I spent years thinking that I was destined to forever have a kid who wanted nothing to do with me. He would come to me to be fed but that was it. Then one day while I was watching him giggle hysterically at something Cookie Monster said, I had a realization. I could never compete with all that. The toys and videos had mesmerizing sights and sounds and sound effects and characters. They were irresistible. They were far more interesting than anything I could do. As long as they remained in his world as options, I would always lose. So one day when he was out of the house, I gave it all away.

It was a tough decision. I was taking away all the things he loved most. The things that made him the happiest. The only things in his life that made him laugh. But I knew that if I was going to reach him and inspire him to want to be, really be, with people, it all had to go. And I also knew that I would have to sit with the confused and sad tears while he mourned the loss. While I comforted, I knew I had to reassure him in a positive and enthusiastic way that we were going to have so much fun together. And I immediately sprung into action showing him exactly how we were going to do just that.

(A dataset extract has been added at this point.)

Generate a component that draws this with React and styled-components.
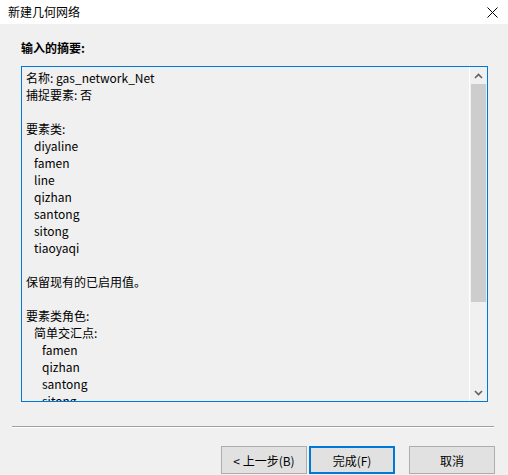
import React from 'react';
import styled, { createGlobalStyle } from 'styled-components';

const GlobalStyle = createGlobalStyle`
  html, body {
    margin: 0;
    padding: 0;
    background: #f0f0f0;
  }
  body {
    font-family: "Noto Sans CJK SC", "Liberation Sans", sans-serif;
    font-size: 12px;
    color: #000;
  }
`;

const Dialog = styled.div`
  width: 508px;
  height: 475px;
  background: #f0f0f0;
  display: flex;
  flex-direction: column;
  overflow: hidden;
`;

const TitleBar = styled.div`
  height: 24px;
  background: #fff;
  display: flex;
  align-items: center;
  justify-content: space-between;
  padding: 0 10px 0 8px;
  box-sizing: border-box;
  font-size: 12px;
  line-height: 16px;
`;

const Body = styled.div`
  flex: 1;
  display: flex;
  flex-direction: column;
  padding: 16px 0 0 21px;
`;

const Heading = styled.div`
  font-weight: bold;
  font-size: 12px;
  line-height: 16px;
  height: 16px;
  margin-bottom: 10px;
`;

const SummaryBox = styled.div`
  width: 467px;
  height: 336px;
  box-sizing: border-box;
  border: 1px solid #0078d7;
  display: flex;
  background: #f0f0f0;
`;

const TextArea = styled.div`
  flex: 1;
  padding: 2px 0 0 4px;
  overflow: hidden;
  white-space: pre;
  font-size: 12px;
  line-height: 17px;
`;

const Line = styled.div`
  height: 17px;
  padding-left: ${(p) => p.indent * 8}px;
`;

const ScrollBar = styled.div`
  width: 17px;
  border-left: 1px solid #fff;
  display: flex;
  flex-direction: column;
  background: #f0f0f0;
`;

const ArrowBtn = styled.div`
  height: 17px;
  display: flex;
  align-items: center;
  justify-content: center;
`;

const Track = styled.div`
  flex: 1;
  display: flex;
  flex-direction: column;
`;

const Thumb = styled.div`
  height: 218px;
  margin: 0 1px;
  background: #cdcdcd;
`;

const Separator = styled.div`
  margin: 24px 0 0 -9px;
  width: 482px;
  height: 1px;
  background: #a0a0a0;
  border-bottom: 1px solid #fff;
`;

const ButtonRow = styled.div`
  display: flex;
  margin: 18px 0 0 200px;
`;

const Button = styled.div`
  width: ${(p) => p.w}px;
  height: 28px;
  box-sizing: border-box;
  background: #e1e1e1;
  border: ${(p) => (p.primary ? '2px solid #0078d7' : '1px solid #adadad')};
  display: flex;
  align-items: center;
  justify-content: center;
  margin-left: ${(p) => p.gap || 0}px;
  font-size: 12px;
`;

const lines = [
  ['名称: gas_network_Net', 0],
  ['捕捉要素: 否', 0],
  ['', 0],
  ['要素类:', 0],
  ['diyaline', 1],
  ['famen', 1],
  ['line', 1],
  ['qizhan', 1],
  ['santong', 1],
  ['sitong', 1],
  ['tiaoyaqi', 1],
  ['', 0],
  ['保留现有的已启用值。', 0],
  ['', 0],
  ['要素类角色:', 0],
  ['简单交汇点:', 1],
  ['famen', 2],
  ['qizhan', 2],
  ['santong', 2],
  ['sitong', 2],
];

const App = () => {
  return (
    <>
      <GlobalStyle />
      <Dialog>
        <TitleBar>
          <span>新建几何网络</span>
          <svg width="11" height="11" viewBox="0 0 11 11">
            <path d="M0.5 0.5 L10.5 10.5 M10.5 0.5 L0.5 10.5" stroke="#000" strokeWidth="1" />
          </svg>
        </TitleBar>
        <Body>
          <Heading>输入的摘要:</Heading>
          <SummaryBox>
            <TextArea>
              {lines.map(([t, i], k) => (
                <Line key={k} indent={i}>{t}</Line>
              ))}
            </TextArea>
            <ScrollBar>
              <ArrowBtn>
                <svg width="9" height="6" viewBox="0 0 9 6">
                  <path d="M1 5 L4.5 1.5 L8 5" fill="none" stroke="#606060" strokeWidth="1.6" />
                </svg>
              </ArrowBtn>
              <Track>
                <Thumb />
              </Track>
              <ArrowBtn>
                <svg width="9" height="6" viewBox="0 0 9 6">
                  <path d="M1 1 L4.5 4.5 L8 1" fill="none" stroke="#606060" strokeWidth="1.6" />
                </svg>
              </ArrowBtn>
            </ScrollBar>
          </SummaryBox>
          <Separator />
          <ButtonRow>
            <Button w={86}>&lt; 上一步(B)</Button>
            <Button w={86} gap={2} primary>完成(F)</Button>
            <Button w={86} gap={14}>取消</Button>
          </ButtonRow>
        </Body>
      </Dialog>
    </>
  );
};

export default App;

I took some of his favorite things from the videos and games and turned myself into them. I was a sound effect machine that would make different noises when he poked me in the arm or touched my nose. I was Super Grover stumbling awkwardly all over the place. (He loved slapstick humor so I fell down a lot.) I had puppets and stuffed animals of some of his favorite characters and they did all sorts of silly things. At first he couldn’t quite figure out what I was doing but he eventually caught on. And when he did, he thought it was a hoot. There was endless material for me to have fun with and it didn’t take long before my wish came true. My Jakob was looking at me with that Sesame Street gleam in his eye and he was laughing right along with me. It was a beautiful thing.

After a few years, Jakob got an iPad and he found a couple games he liked. He would play a little bit here and there but would always put it down when he wanted to play with me. There was never a fight about it. Time passed and he played with it less and less. He eventually decided he was done and he deleted all his games and put his iPad away. He has an iPod now that he uses to send text messages and emails on occasion. But it’s used mostly to check out traffic issues, route our trips and figure out detours when roadwork is necessary.

I’m so glad I made that tough decision when I did. I think it saved us both from an addiction that would have done us harm. And it undeniably helped create a bond that no muppet or screen can ever break.